** Begin DATASET CONTENT **

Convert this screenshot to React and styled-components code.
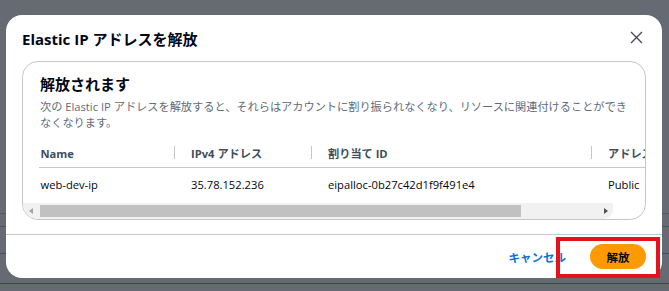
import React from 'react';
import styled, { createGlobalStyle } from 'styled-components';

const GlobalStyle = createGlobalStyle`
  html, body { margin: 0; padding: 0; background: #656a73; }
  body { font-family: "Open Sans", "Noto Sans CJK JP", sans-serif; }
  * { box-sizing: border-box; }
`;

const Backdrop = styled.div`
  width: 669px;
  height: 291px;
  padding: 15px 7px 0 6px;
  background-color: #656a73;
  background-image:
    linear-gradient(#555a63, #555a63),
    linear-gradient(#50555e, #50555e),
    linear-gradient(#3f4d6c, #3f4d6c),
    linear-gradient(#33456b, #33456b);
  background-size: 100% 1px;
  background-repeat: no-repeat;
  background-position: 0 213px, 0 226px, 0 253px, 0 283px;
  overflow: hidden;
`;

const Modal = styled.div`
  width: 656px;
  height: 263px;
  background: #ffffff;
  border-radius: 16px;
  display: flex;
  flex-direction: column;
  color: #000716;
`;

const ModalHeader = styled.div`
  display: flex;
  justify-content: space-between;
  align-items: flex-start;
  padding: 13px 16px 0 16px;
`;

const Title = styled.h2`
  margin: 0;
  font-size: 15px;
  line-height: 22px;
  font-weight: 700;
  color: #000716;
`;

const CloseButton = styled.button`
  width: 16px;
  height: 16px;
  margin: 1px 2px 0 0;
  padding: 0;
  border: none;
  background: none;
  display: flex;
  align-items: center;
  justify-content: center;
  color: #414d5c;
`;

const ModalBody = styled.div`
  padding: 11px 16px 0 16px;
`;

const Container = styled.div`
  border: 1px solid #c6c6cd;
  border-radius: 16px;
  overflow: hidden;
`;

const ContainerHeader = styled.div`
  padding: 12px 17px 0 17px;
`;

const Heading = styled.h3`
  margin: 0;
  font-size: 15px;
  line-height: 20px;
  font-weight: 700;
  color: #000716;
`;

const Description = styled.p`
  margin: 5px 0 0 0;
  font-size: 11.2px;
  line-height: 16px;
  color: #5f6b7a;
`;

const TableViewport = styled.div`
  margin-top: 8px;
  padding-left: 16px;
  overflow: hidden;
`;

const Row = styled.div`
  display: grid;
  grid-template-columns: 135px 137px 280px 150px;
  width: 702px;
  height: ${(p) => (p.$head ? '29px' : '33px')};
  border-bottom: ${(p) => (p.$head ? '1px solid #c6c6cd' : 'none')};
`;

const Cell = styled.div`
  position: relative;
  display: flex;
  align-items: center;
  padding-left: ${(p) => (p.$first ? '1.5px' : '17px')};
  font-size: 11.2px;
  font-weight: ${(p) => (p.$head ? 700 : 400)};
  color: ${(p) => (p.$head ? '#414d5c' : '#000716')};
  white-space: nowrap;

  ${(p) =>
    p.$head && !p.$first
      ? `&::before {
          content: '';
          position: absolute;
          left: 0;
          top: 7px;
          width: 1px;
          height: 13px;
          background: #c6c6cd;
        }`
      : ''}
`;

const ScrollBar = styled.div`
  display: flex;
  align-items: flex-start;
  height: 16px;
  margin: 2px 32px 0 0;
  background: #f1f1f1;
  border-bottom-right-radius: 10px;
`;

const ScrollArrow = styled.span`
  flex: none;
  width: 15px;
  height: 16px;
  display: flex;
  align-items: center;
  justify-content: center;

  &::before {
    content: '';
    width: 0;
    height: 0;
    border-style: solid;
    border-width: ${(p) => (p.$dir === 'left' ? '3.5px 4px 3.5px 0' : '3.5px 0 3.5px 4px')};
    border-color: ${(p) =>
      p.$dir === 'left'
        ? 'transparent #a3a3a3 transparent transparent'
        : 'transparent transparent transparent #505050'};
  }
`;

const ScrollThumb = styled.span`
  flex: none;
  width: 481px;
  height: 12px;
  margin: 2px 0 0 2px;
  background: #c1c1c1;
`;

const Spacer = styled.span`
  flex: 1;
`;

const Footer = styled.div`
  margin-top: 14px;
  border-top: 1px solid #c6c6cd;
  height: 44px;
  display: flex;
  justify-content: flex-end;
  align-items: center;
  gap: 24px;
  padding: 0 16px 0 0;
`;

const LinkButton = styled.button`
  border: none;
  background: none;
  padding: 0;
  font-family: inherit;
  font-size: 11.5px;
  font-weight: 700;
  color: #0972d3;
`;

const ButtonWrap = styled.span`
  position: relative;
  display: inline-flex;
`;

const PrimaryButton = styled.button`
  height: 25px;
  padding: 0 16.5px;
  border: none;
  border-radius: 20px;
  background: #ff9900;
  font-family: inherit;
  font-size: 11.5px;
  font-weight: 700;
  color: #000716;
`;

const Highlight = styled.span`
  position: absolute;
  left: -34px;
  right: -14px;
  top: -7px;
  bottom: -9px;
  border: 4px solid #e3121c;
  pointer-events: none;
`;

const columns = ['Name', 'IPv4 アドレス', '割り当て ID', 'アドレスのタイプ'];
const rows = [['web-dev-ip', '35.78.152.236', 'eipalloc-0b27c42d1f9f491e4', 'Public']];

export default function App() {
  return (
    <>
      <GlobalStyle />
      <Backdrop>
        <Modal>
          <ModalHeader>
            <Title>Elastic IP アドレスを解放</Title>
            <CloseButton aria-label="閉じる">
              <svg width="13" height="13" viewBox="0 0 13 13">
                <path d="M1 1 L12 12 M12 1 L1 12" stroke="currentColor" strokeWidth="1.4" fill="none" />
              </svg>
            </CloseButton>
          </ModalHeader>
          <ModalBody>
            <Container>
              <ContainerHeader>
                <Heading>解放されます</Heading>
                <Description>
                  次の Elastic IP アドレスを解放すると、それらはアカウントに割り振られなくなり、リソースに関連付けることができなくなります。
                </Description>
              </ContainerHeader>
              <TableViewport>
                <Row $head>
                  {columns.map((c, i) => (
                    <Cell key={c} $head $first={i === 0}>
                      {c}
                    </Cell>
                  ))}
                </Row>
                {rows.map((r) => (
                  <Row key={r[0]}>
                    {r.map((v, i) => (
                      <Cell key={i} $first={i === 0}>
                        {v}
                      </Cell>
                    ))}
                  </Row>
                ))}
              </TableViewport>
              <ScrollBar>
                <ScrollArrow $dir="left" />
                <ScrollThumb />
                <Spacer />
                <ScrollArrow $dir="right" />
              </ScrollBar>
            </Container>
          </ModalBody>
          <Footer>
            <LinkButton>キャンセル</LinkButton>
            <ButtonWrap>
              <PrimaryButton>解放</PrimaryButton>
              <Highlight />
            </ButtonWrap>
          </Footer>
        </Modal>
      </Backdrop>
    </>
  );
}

** End DATASET CONTENT **

■ THE TASK ■
All of the lines above should be printed exactly, minus the pictures.

■ FULL RESPONSE ■
Convert this screenshot to React and styled-components code.
import React from 'react';
import styled, { createGlobalStyle } from 'styled-components';

const GlobalStyle = createGlobalStyle`
  html, body { margin: 0; padding: 0; background: #656a73; }
  body { font-family: "Open Sans", "Noto Sans CJK JP", sans-serif; }
  * { box-sizing: border-box; }
`;

const Backdrop = styled.div`
  width: 669px;
  height: 291px;
  padding: 15px 7px 0 6px;
  background-color: #656a73;
  background-image:
    linear-gradient(#555a63, #555a63),
    linear-gradient(#50555e, #50555e),
    linear-gradient(#3f4d6c, #3f4d6c),
    linear-gradient(#33456b, #33456b);
  background-size: 100% 1px;
  background-repeat: no-repeat;
  background-position: 0 213px, 0 226px, 0 253px, 0 283px;
  overflow: hidden;
`;

const Modal = styled.div`
  width: 656px;
  height: 263px;
  background: #ffffff;
  border-radius: 16px;
  display: flex;
  flex-direction: column;
  color: #000716;
`;

const ModalHeader = styled.div`
  display: flex;
  justify-content: space-between;
  align-items: flex-start;
  padding: 13px 16px 0 16px;
`;

const Title = styled.h2`
  margin: 0;
  font-size: 15px;
  line-height: 22px;
  font-weight: 700;
  color: #000716;
`;

const CloseButton = styled.button`
  width: 16px;
  height: 16px;
  margin: 1px 2px 0 0;
  padding: 0;
  border: none;
  background: none;
  display: flex;
  align-items: center;
  justify-content: center;
  color: #414d5c;
`;

const ModalBody = styled.div`
  padding: 11px 16px 0 16px;
`;

const Container = styled.div`
  border: 1px solid #c6c6cd;
  border-radius: 16px;
  overflow: hidden;
`;

const ContainerHeader = styled.div`
  padding: 12px 17px 0 17px;
`;

const Heading = styled.h3`
  margin: 0;
  font-size: 15px;
  line-height: 20px;
  font-weight: 700;
  color: #000716;
`;

const Description = styled.p`
  margin: 5px 0 0 0;
  font-size: 11.2px;
  line-height: 16px;
  color: #5f6b7a;
`;

const TableViewport = styled.div`
  margin-top: 8px;
  padding-left: 16px;
  overflow: hidden;
`;

const Row = styled.div`
  display: grid;
  grid-template-columns: 135px 137px 280px 150px;
  width: 702px;
  height: ${(p) => (p.$head ? '29px' : '33px')};
  border-bottom: ${(p) => (p.$head ? '1px solid #c6c6cd' : 'none')};
`;

const Cell = styled.div`
  position: relative;
  display: flex;
  align-items: center;
  padding-left: ${(p) => (p.$first ? '1.5px' : '17px')};
  font-size: 11.2px;
  font-weight: ${(p) => (p.$head ? 700 : 400)};
  color: ${(p) => (p.$head ? '#414d5c' : '#000716')};
  white-space: nowrap;

  ${(p) =>
    p.$head && !p.$first
      ? `&::before {
          content: '';
          position: absolute;
          left: 0;
          top: 7px;
          width: 1px;
          height: 13px;
          background: #c6c6cd;
        }`
      : ''}
`;

const ScrollBar = styled.div`
  display: flex;
  align-items: flex-start;
  height: 16px;
  margin: 2px 32px 0 0;
  background: #f1f1f1;
  border-bottom-right-radius: 10px;
`;

const ScrollArrow = styled.span`
  flex: none;
  width: 15px;
  height: 16px;
  display: flex;
  align-items: center;
  justify-content: center;

  &::before {
    content: '';
    width: 0;
    height: 0;
    border-style: solid;
    border-width: ${(p) => (p.$dir === 'left' ? '3.5px 4px 3.5px 0' : '3.5px 0 3.5px 4px')};
    border-color: ${(p) =>
      p.$dir === 'left'
        ? 'transparent #a3a3a3 transparent transparent'
        : 'transparent transparent transparent #505050'};
  }
`;

const ScrollThumb = styled.span`
  flex: none;
  width: 481px;
  height: 12px;
  margin: 2px 0 0 2px;
  background: #c1c1c1;
`;

const Spacer = styled.span`
  flex: 1;
`;

const Footer = styled.div`
  margin-top: 14px;
  border-top: 1px solid #c6c6cd;
  height: 44px;
  display: flex;
  justify-content: flex-end;
  align-items: center;
  gap: 24px;
  padding: 0 16px 0 0;
`;

const LinkButton = styled.button`
  border: none;
  background: none;
  padding: 0;
  font-family: inherit;
  font-size: 11.5px;
  font-weight: 700;
  color: #0972d3;
`;

const ButtonWrap = styled.span`
  position: relative;
  display: inline-flex;
`;

const PrimaryButton = styled.button`
  height: 25px;
  padding: 0 16.5px;
  border: none;
  border-radius: 20px;
  background: #ff9900;
  font-family: inherit;
  font-size: 11.5px;
  font-weight: 700;
  color: #000716;
`;

const Highlight = styled.span`
  position: absolute;
  left: -34px;
  right: -14px;
  top: -7px;
  bottom: -9px;
  border: 4px solid #e3121c;
  pointer-events: none;
`;

const columns = ['Name', 'IPv4 アドレス', '割り当て ID', 'アドレスのタイプ'];
const rows = [['web-dev-ip', '35.78.152.236', 'eipalloc-0b27c42d1f9f491e4', 'Public']];

export default function App() {
  return (
    <>
      <GlobalStyle />
      <Backdrop>
        <Modal>
          <ModalHeader>
            <Title>Elastic IP アドレスを解放</Title>
            <CloseButton aria-label="閉じる">
              <svg width="13" height="13" viewBox="0 0 13 13">
                <path d="M1 1 L12 12 M12 1 L1 12" stroke="currentColor" strokeWidth="1.4" fill="none" />
              </svg>
            </CloseButton>
          </ModalHeader>
          <ModalBody>
            <Container>
              <ContainerHeader>
                <Heading>解放されます</Heading>
                <Description>
                  次の Elastic IP アドレスを解放すると、それらはアカウントに割り振られなくなり、リソースに関連付けることができなくなります。
                </Description>
              </ContainerHeader>
              <TableViewport>
                <Row $head>
                  {columns.map((c, i) => (
                    <Cell key={c} $head $first={i === 0}>
                      {c}
                    </Cell>
                  ))}
                </Row>
                {rows.map((r) => (
                  <Row key={r[0]}>
                    {r.map((v, i) => (
                      <Cell key={i} $first={i === 0}>
                        {v}
                      </Cell>
                    ))}
                  </Row>
                ))}
              </TableViewport>
              <ScrollBar>
                <ScrollArrow $dir="left" />
                <ScrollThumb />
                <Spacer />
                <ScrollArrow $dir="right" />
              </ScrollBar>
            </Container>
          </ModalBody>
          <Footer>
            <LinkButton>キャンセル</LinkButton>
            <ButtonWrap>
              <PrimaryButton>解放</PrimaryButton>
              <Highlight />
            </ButtonWrap>
          </Footer>
        </Modal>
      </Backdrop>
    </>
  );
}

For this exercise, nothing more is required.